10 great first cars
Few purchases are as exciting as your first car, which provides a ticket to independence like you’ve never enjoyed before. Last year we published a guide on the key things to consider when buying your first car – once you’ve read and digested that, these are the models that should be on your shortlist.
Citroen C1/Peugeot 108/Toyota Aygo
Launched in 2014, this trio of cars replaced a similar set introduced in 2005 by the same three car makers. The focus of these cars is economy, which means frugal engines and cheap insurance and little in the way of luxury on the cheaper editions. As small cars with small engines you can’t expect much in the way of performance or practicality either, but that doesn’t mean the cars aren’t fun to drive. There’s a choice of 1.0 or 1.2-litre petrol engines; it’s worth opting for the bigger unit if you can.
Launched almost a decade ago (in 2008), the Fiat 500 still cuts a dash with its retro styling. It’s worn well too thanks to regular updates to keep it fresh. You can choose between a regular hatch and a cabriolet that’s effectively a 500 with a tiny boot and a big sliding cloth sunroof. Neither the hatch nor the cabrio offers much cabin space, but the funky design inside and out makes up for it – get one of these for your first car and all of your mates will be jealous.
An all-new Ford Fiesta is about to hit showrooms but the outgoing model still looks fresh and it’s still the best car in its class to drive. As the UK’s best-selling car pretty much continuously since it arrived in 1976 (the eighth-generation edition is about to hit UK roads), you’re spoiled for choice when buying thanks to a massive model range and vast numbers on the used market to choose from. Avoid the entry-level Studio and Edge models and you’ll get decent equipment levels too.

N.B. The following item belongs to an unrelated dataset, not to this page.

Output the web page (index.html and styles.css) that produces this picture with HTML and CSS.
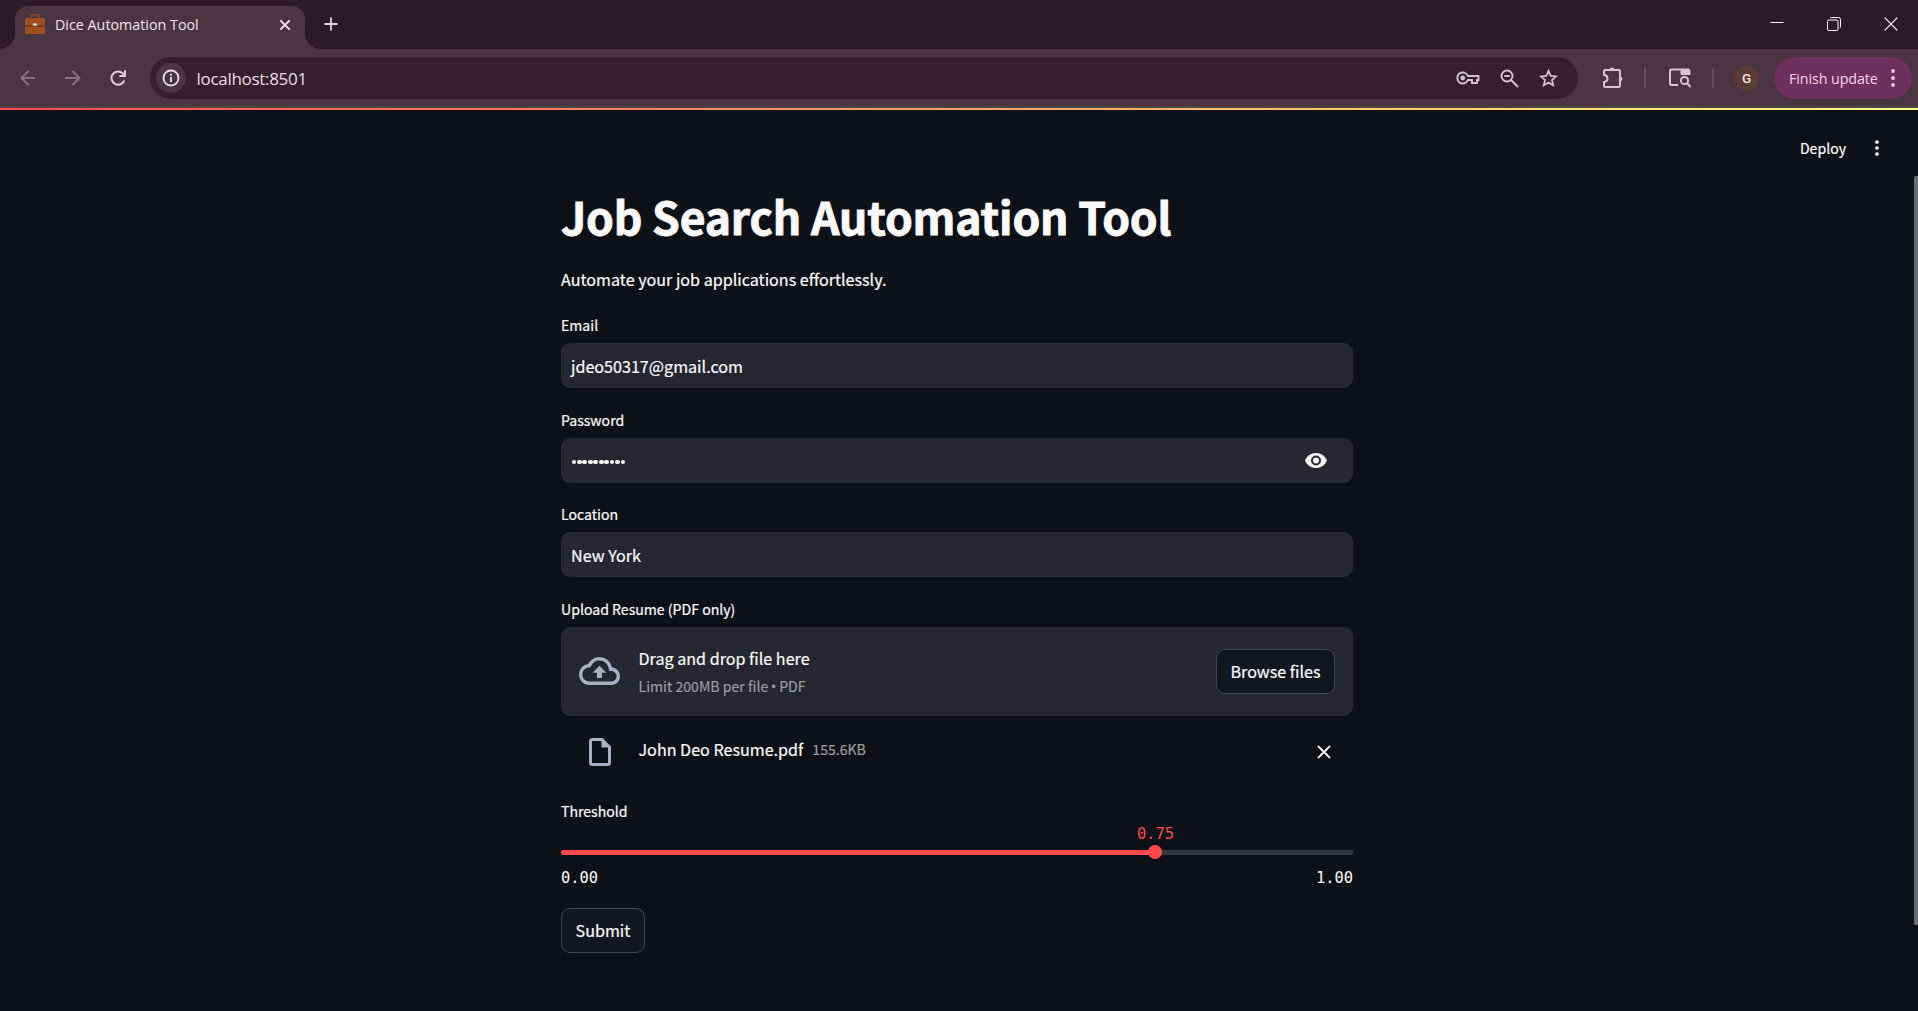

We’re now on the third-generation Kia Picanto, with an all-new car launched earlier this year. Just like its predecessors the latest Picanto looks sharp and offers excellent value, plus it offers a big-car feel and is good to drive. Thanks to a class-leading seven-year warranty the Picanto offers peace of mind along with low running costs; when it comes to reliability, few cars are more dependable than a Kia. There are 1.0 or 1.2-litre petrol engines, with the bigger unit offering a useful boost in performance.
Another car that’s now in its third incarnation, this baby BMW has taken the supermini segment by storm thanks to its cute looks and upmarket image – although the latter means you pay a premium to buy one. The latest model (launched in 2014) is a great all-rounder, whereas its predecessors offered limited practicality thanks to a tiny boot and cramped rear seats. Massive sales volumes means there are loads to choose from on the used market, or if buying new the opportunities to personalise are endless.
Peugeot’s Just Add Fuel scheme allows drivers aged over 18 to pay a monthly fee and everything is taken care of, including insurance for up to three drivers. Also available on the 108, the cost covers servicing, breakdown cover and car tax – but young drivers must have a black box fitted. Even without this enticement the 208 is a great car with its efficient engines, ample equipment and roomy cabin. It’s safe and stands out from the crowd too – which is why it’s one of our favourite small cars.
The original Renault Clio reached showrooms 25 years ago, in 1992. Since then the small Renault has made a big impact in the supermini segment with its distinctive design and strong value – it’s also fun to drive. The current Clio is the fourth-generation model and it’s by far the best yet. While previous ones could be fragile and weren’t all that spacious, the Clio that arrived in 2013 is a quality product that’s also got a wonderfully roomy cabin.
SEAT Mii/Skoda Citigo/Volkswagen Up
When this trio of city cars arrived in 2012 they shook up the city car market, raising the bar significantly with their refinement, excellent build quality and keen prices. While entry-level models aren’t very well equipped, if you buy further up the range you’ll get all of the goodies you need to make every drive enjoyable. There’s just one engine available (a 1.0-litre petrol unit) but it comes in 60bhp or 75bhp forms.
The Ibiza was the focus of Seat’s range when the brand arrived in the UK in 1985; a fifth-generation all-new model will reach showrooms imminently. From the outset the Ibiza has offered sharp design at affordable prices and thanks to Seat being part of the Volkswagen Group you also get efficient engines, decent build quality and a reasonable level of standard kit. Choose between three- and five-door hatchbacks with the former looking especially eye-catching.
It’s a driving school favourite and one of the most popular cars with new drivers thanks to its affordability – especially when buying used. It’s easy to see why the Vauxhall Corsa is so popular as it’s easy to drive, there’s a huge model range and it’s one of the most practical small cars available. A spacious cabin and decent boot are complemented by smart design inside and out. Avoid entry-level models and equipment levels are generous.
Despite its premium reputation the VW Polo needn’t be costly to buy if you stick with the models that sit low in the range. You get less equipment for your money, but you do get a car that’s well built and very strong, so it’s safe too. The Polo also comes with some perky engines that are also very efficient. With an all-new Polo set to reach showrooms in January 2018, values of the outgoing model will soften a little – but bargains tend to be few and far between.